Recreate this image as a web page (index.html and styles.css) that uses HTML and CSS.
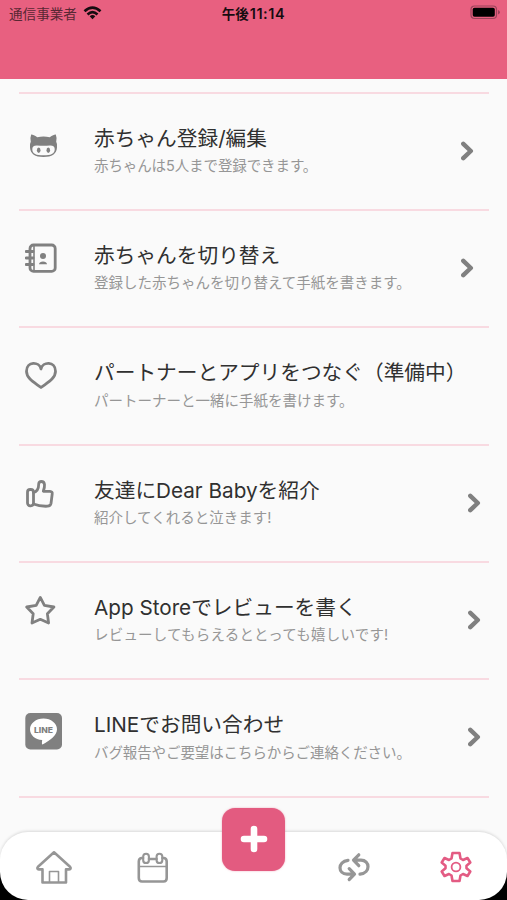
FILE: index.html
```html
<!DOCTYPE html>
<html lang="ja">
<head>
<meta charset="utf-8">
<title>Dear Baby</title>
<link rel="stylesheet" href="styles.css">
</head>
<body>
<div class="screen">
  <header class="header">
    <div class="carrier"><span>通信事業者</span>
      <svg width="19" height="14" viewBox="0 0 18 14" fill="none" stroke="#160c10" stroke-width="2.7"><path d="M1 5.2Q9-2 17 5.2M4 8.4Q9 4 14 8.4"/><path d="M6.2 10.2Q9 7.8 11.8 10.2L9 13.2Z" fill="#160c10" stroke="none"/></svg>
    </div>
    <time class="clock">午後<span>11:14</span></time>
    <svg class="battery" width="31" height="15" viewBox="0 0 31 15"><rect x="1" y="1" width="25.5" height="12.5" rx="3.5" fill="none" stroke="#9b435a" stroke-width="1.2"/><rect x="2.7" y="2.7" width="22.1" height="9.1" rx="1.8" fill="#000"/><path d="M28 5v4.5q2-.7 2-2.2T28 5" fill="#9b435a"/></svg>
  </header>
  <main class="list">
    <section class="row">
      <svg class="icon cat" width="40" height="44" viewBox="0 0 40 44"><path fill="#808080" d="M6.2 7.5Q8 7.2 12.3 10.3Q18.5 8.5 24.7 10.3Q29 7.2 30.8 7.5Q32.3 11.5 31.2 14.8Q32.5 17 32 20.5C31.6 27 27 30 18.5 30S5.4 27 5 20.5Q4.5 17 5.8 14.8Q4.7 11.5 6.2 7.5Z"/><path fill="#fafafa" d="M12 18.4Q18.5 19 25 18.4Q30 18.3 29.7 22.5C29.5 27.1 26 28.3 18.5 28.3S7.5 27.1 7.3 22.5Q7 18.3 12 18.4Z"/><ellipse cx="13.7" cy="23.2" rx="1.8" ry="2.7" fill="#808080"/><ellipse cx="23.3" cy="23.2" rx="1.8" ry="2.7" fill="#808080"/></svg>
      <div class="copy"><h2>赤ちゃん登録/編集</h2><p class="tight">赤ちゃんは5人まで登録できます。</p></div>
      <svg class="chevron inset" width="14" height="20" viewBox="0 0 14 20"><path d="M2.3 2.8L9.8 10L2.3 17.2"/></svg>
    </section>
    <section class="row">
      <svg class="icon line" width="40" height="44" viewBox="0 0 40 44"><rect x="5" y="3" width="25.2" height="26.4" rx="3.5"/><path d="M9 3.5V29" stroke-width="1.6"/><path d="M1 9.5H8M1 16H8M1 22.5H8"/><circle cx="18" cy="14" r="3" fill="#808080" stroke="none"/><path d="M14 22.2Q14.5 19.5 18 19.5T22 22.2Z" fill="#808080" stroke="none"/></svg>
      <div class="copy"><h2>赤ちゃんを切り替え</h2><p>登録した赤ちゃんを切り替えて手紙を書きます。</p></div>
      <svg class="chevron inset" width="14" height="20" viewBox="0 0 14 20"><path d="M2.3 2.8L9.8 10L2.3 17.2"/></svg>
    </section>
    <section class="row">
      <svg class="icon line" width="40" height="44" viewBox="0 0 40 44"><path d="M16 10C14.5 2.5 1.5 2 1.5 12.2C1.5 19.5 9.5 23.5 16 28.5C22.5 23.5 30.5 19.5 30.5 12.2C30.5 2 17.5 2.5 16 10Z"/></svg>
      <div class="copy"><h2>パートナーとアプリをつなぐ（準備中）</h2><p>パートーナーと一緒に手紙を書けます。</p></div>
    </section>
    <section class="row">
      <svg class="icon line" width="40" height="44" viewBox="0 0 40 44"><rect x="2.5" y="12.5" width="6" height="16.3" rx="2.7"/><path d="M8.5 15.5C12.5 14.5 13.7 11.5 13.7 7Q14 4.5 16.3 4.5C20.5 4.5 20 9.5 18.3 14.3H25Q27.7 14.5 27.2 17L26 26.5Q25.5 29 22.5 29.2Q14.5 29.5 8.5 27"/></svg>
      <div class="copy"><h2>友達にDear Babyを紹介</h2><p>紹介してくれると泣きます!</p></div>
      <svg class="chevron" width="14" height="20" viewBox="0 0 14 20"><path d="M2.3 2.8L9.8 10L2.3 17.2"/></svg>
    </section>
    <section class="row">
      <svg class="icon line" width="40" height="44" viewBox="0 0 40 44"><path d="M15.3 3.4L19.4 11.4L28.9 13L22.4 19.8L23.6 29L15.3 25.3L7 29L8.2 19.8L1.7 13L11.2 11.4Z"/></svg>
      <div class="copy"><h2>App Storeでレビューを書く</h2><p class="wide">レビューしてもらえるととっても嬉しいです!</p></div>
      <svg class="chevron" width="14" height="20" viewBox="0 0 14 20"><path d="M2.3 2.8L9.8 10L2.3 17.2"/></svg>
    </section>
    <section class="row">
      <svg class="icon app" width="40" height="44" viewBox="0 0 40 44"><rect x=".3" y="4" width="36.7" height="36.4" rx="5" fill="#808080"/><path fill="#fff" d="M18.5 9.5C26 9.5 32 14.3 32 20.2C32 26.5 25 31.5 17.5 35.5Q16.5 35.5 17.2 31C10 30.5 5 26 5 20.2C5 14.3 11 9.5 18.5 9.5Z"/><text x="18.5" y="23.5" text-anchor="middle" class="line-label" textLength="19" lengthAdjust="spacingAndGlyphs">LINE</text></svg>
      <div class="copy"><h2>LINEでお問い合わせ</h2><p class="tight">バグ報告やご要望はこちらからご連絡ください。</p></div>
      <svg class="chevron" width="14" height="20" viewBox="0 0 14 20"><path d="M2.3 2.8L9.8 10L2.3 17.2"/></svg>
    </section>
  </main>
  <div class="dock">
    <nav class="tabs">
      <svg class="home" width="40" height="40" viewBox="0 0 40 40"><path d="M20 5.3L4 19.7Q2.3 22 5 22.4H8.5V35.5H32V22.4H35Q37.7 22 36 19.7Z"/><path d="M15.5 35V24.5H24.5V35" stroke-width="1.6"/></svg>
      <svg width="40" height="40" viewBox="0 0 40 40"><path d="M10 11H8.5Q5.8 11.5 5.8 14.5V31Q5.8 34.5 9 34.5H30.5Q33.7 34.5 33.7 31V14.5Q33.7 11.5 31 11H29.5M16 12H23.5"/><rect x="10.2" y="6.7" width="5.7" height="9.3" rx="2.85" stroke-width="2.1"/><rect x="23.6" y="6.7" width="5.7" height="9.3" rx="2.85" stroke-width="2.1"/><path d="M6 19.5H33.5" stroke-width="1.5"/></svg>
      <span></span>
      <svg class="sync" width="40" height="40" viewBox="0 0 40 40"><path d="M14 13.3C3 14.7 4 27.2 13 27.2H20M15.2 21.7L20.5 27.2L15.2 32.5M26 27.2C37 25.8 36 13.2 27 13.2H20M24.8 7.8L19.5 13.2L24.8 18.7"/></svg>
      <svg class="active" width="40" height="40" viewBox="0 0 40 40"><path d="M16.5 6H23.5L24.5 11.5L27 13L31.5 11L34.3 15.5L30.5 18.7V21.3L34.3 24.5L31.5 29L27 27L24.5 28.5L23.5 34H16.5L15.5 28.5L13 27L8.5 29L5.7 24.5L9.5 21.3V18.7L5.7 15.5L8.5 11L13 13L15.5 11.5Z"/><circle cx="20" cy="20" r="4.4" stroke-width="1.8"/></svg>
    </nav>
    <button class="add" aria-label="追加"><svg width="30" height="30" viewBox="0 0 30 30"><path d="M15 5V25M5 15H25"/></svg></button>
  </div>
</div>
</body>
</html>
```
FILE: styles.css
```css
* { box-sizing: border-box; }
body { margin: 0; font-family: Inter, "Noto Sans CJK JP", sans-serif; }
svg { display: block; flex: none; }
.screen { width: 507px; height: 900px; background: #fafafa; overflow: hidden; position: relative; }
.header { height: 79px; background: #e86080; display: grid; grid-template-columns: 1fr auto 1fr; align-items: start; padding: 5px 6px 0 9px; color: #160c10; }
.carrier { display: flex; gap: 6px; font-size: 13.6px; line-height: 18px; color: #582733; }
.carrier svg { margin-top: 1px; }
.clock { font-size: 13.5px; font-weight: 700; line-height: 18px; margin-left: -3px; }
.clock span { font-size: 14.5px; font-weight: 600; letter-spacing: .6px; margin-left: 1px; }
.battery { justify-self: end; }
.list { margin: 12.5px 18px 0 19px; border-top: 2px solid #f8dae1; }
.row { height: 117.35px; display: flex; border-bottom: 2px solid #f8dae1; }
.icon { margin: 31px 0 0 6px; }
.cat { margin-top: 33px; }
.app { margin-top: 28.6px; }
.line { fill: none; stroke: #808080; stroke-width: 2.8; stroke-linecap: round; stroke-linejoin: round; }
.line-label { font: 800 8px Inter, sans-serif; fill: #808080; }
.copy { flex: 1; margin: 31px 0 0 29px; white-space: nowrap; }
h2 { margin: 0; font-size: 20.7px; font-weight: 400; line-height: 28px; color: #303030; }
p { margin: 1.5px 0 0; font-size: 14.5px; line-height: 24px; color: #969696; }
p.tight { letter-spacing: -.1px; }
p.wide { letter-spacing: .2px; }
.chevron { margin: 47px 7px 0 0; fill: none; stroke: #808080; stroke-width: 4.5; stroke-linecap: round; stroke-linejoin: round; }
.inset { margin-right: 14px; }
.dock { position: absolute; left: 0; right: 0; bottom: 0; height: 68px; background: linear-gradient(#fafafa 50%, #000 50%); }
.tabs { height: 68px; background: #fff; border-radius: 28px; box-shadow: 0 -1px 3px #0002; display: grid; grid-template-columns: repeat(5, 100.6px); justify-content: center; justify-items: center; padding-top: 14.5px; fill: none; stroke: #969696; stroke-width: 2.6; stroke-linecap: round; stroke-linejoin: round; }
.home { margin-left: 3px; }
.sync { stroke-width: 3.2; }
.active { stroke: #e35b83; margin-left: 2px; }
.add { position: absolute; left: 222px; top: -24.5px; width: 63px; height: 63px; border: 0; border-radius: 13px; background: #e35b80; box-shadow: 0 0 2px #e35b8088; display: grid; place-items: center; padding: 0; }
.add path { stroke: #fff; stroke-width: 6.6; stroke-linecap: round; }
```
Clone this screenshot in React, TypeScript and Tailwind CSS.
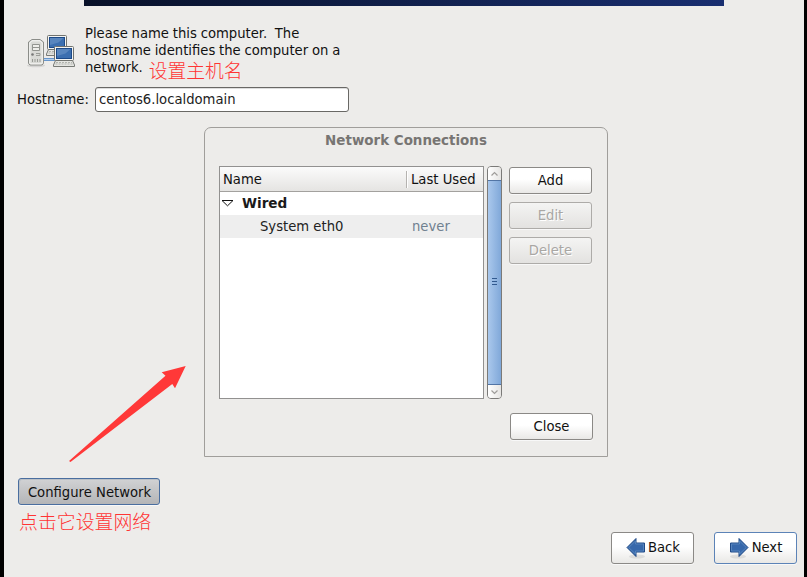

→ TASK PROMPT:
Only a number is needed: how many lines of the material above contain "index"?

→ ANSWER FOR THIS EXERCISE:
2